Le goût de l'indépendance
Mais une telle indépendance n'est pas vraiment un choix, au
début en tous cas. "Disons qu'on a du se prendre en mains, il fallait
le faire car personne n'allait le faire pour nous ", raconte Alix.
"Et puis maintenant on y a pris un peu goût, parce qu'au
stade où on est arrivés, avec des tournées sympas, des salles qui se
remplissent bien, des voyages, on ne voit plus trop l'intérêt d'aller chercher
de l'aide d'autres gens ", des labels notamment, précisant qu'ils auraient eu besoin d'eux plus tôt dans leur carrière. Même si le chanteur le reconnaît : tout cela prend du temps, qu'il préfèrerait passer à composer.
Un accélérateur pour les maisons de disque
"Avec Internet, n'importe qui peut développer son projet sans gros moyens
derrière ", confirme Frédérique de Almeida , responsable
de la communication du Fair, association qui aide au démarrage des carrières d'artistes français.
A tel point que
"les groupes font eux-mêmes ce que sont censés faire les labels et maisons de disque, en tous cas ce qu'ils faisaient encore il y a quelques années ",
explique-t-elle. "Maintenant les maisons de disque arrivent plus tard. Je
pense qu'il y a une raison économique qui fait qu'elles économisent tout ce
budget développement marketing promo qui se fait au moins la première année ", ajoute-t-elle.
"Je suis un peu old school, je signe avec les oreilles, pas qu'avec les yeux"

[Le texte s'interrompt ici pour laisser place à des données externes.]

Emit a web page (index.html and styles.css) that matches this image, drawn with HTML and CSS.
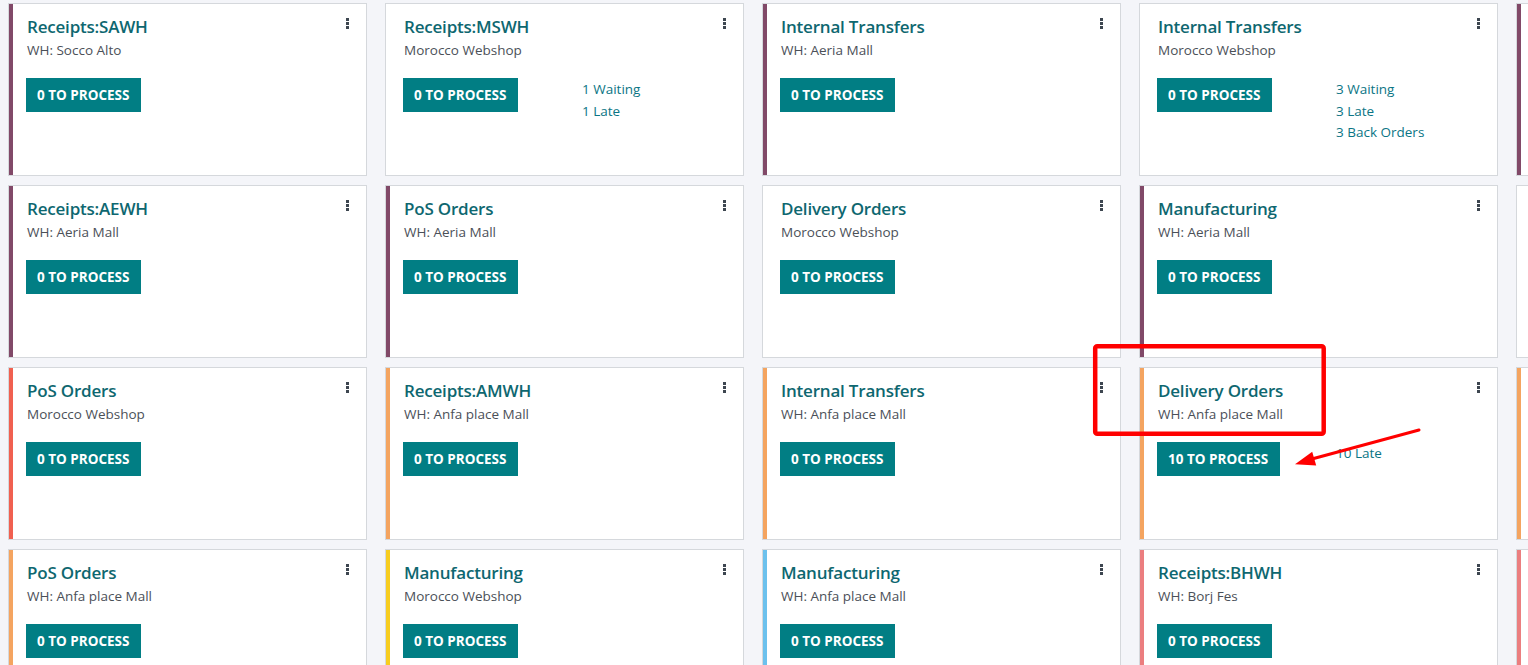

"Pour moi le web c'est un plus. Quand j'entends un truc qui me plaît, si
ils ont déjà une présence web, je sais que ça ira plus vite ", explique Marc Tonon, fondateur du label Atmosphériques. "Mais je suis un peu old school, je signe avec les oreilles, pas qu'avec les yeux ", ajoute-t-il. "C'est
évident qu'aujourd'hui, la conjoncture du monde de la musique étant ce qu'elle
est, la première partie qui consiste à sortir d'un anonymat total, de sortir de
sa cave et commencer à aller faire écouter sa musique, effectivement qu'on regarde ça ", indique également Jean-Luc Marre, directeur de la promotion et de la communication de la maison de disque Pias. "Cela fait partie de notre incentive [motivation] * pour signer un
artiste, mais ce n'est pas uniquement ça, c'est avant tout la qualité
artistique, le coup de cœur"* , ajoute-t-il.
A la recherche du "buzz" ?
Internet est une "meule de foin ", ajoute le patron
d'Atmosphériques. Dont certains émergent, d'autres pas. Certains "font le
buzz", comme on dit, "mais ça ne suffit pas ", pointe Jean-Luc
Marre, de Pias. "Ce n'est pas parce qu'on fait un buzz qu'on sera une méga-star
demain , ajoute-t-il. Au final, c'est souvent du hasard, les gens qui veulent créer des buzz ça dure une journée et demie et c'est terminé ", constate Stéphane Espinosa, patron du label East West. Les lois du buzz semblent impénétrables.
Dernier exemple en date : le groupe Fauve, qui a rapidement
acquis une certaine notoriété par le web et par la scène, mais a pour
l'instant refusé de signer sur une maison de disque malgré les propositions.
"Quand on tapera un plafond et qu'on n'arrivera pas à aller plus loin par nous même, on ira chercher de l'aide : ce sera probablement une maison de disque ", explique un des membres du groupe Fauve, interrogé récemment sur France Info, "mais ça pourra aussi être une banque ".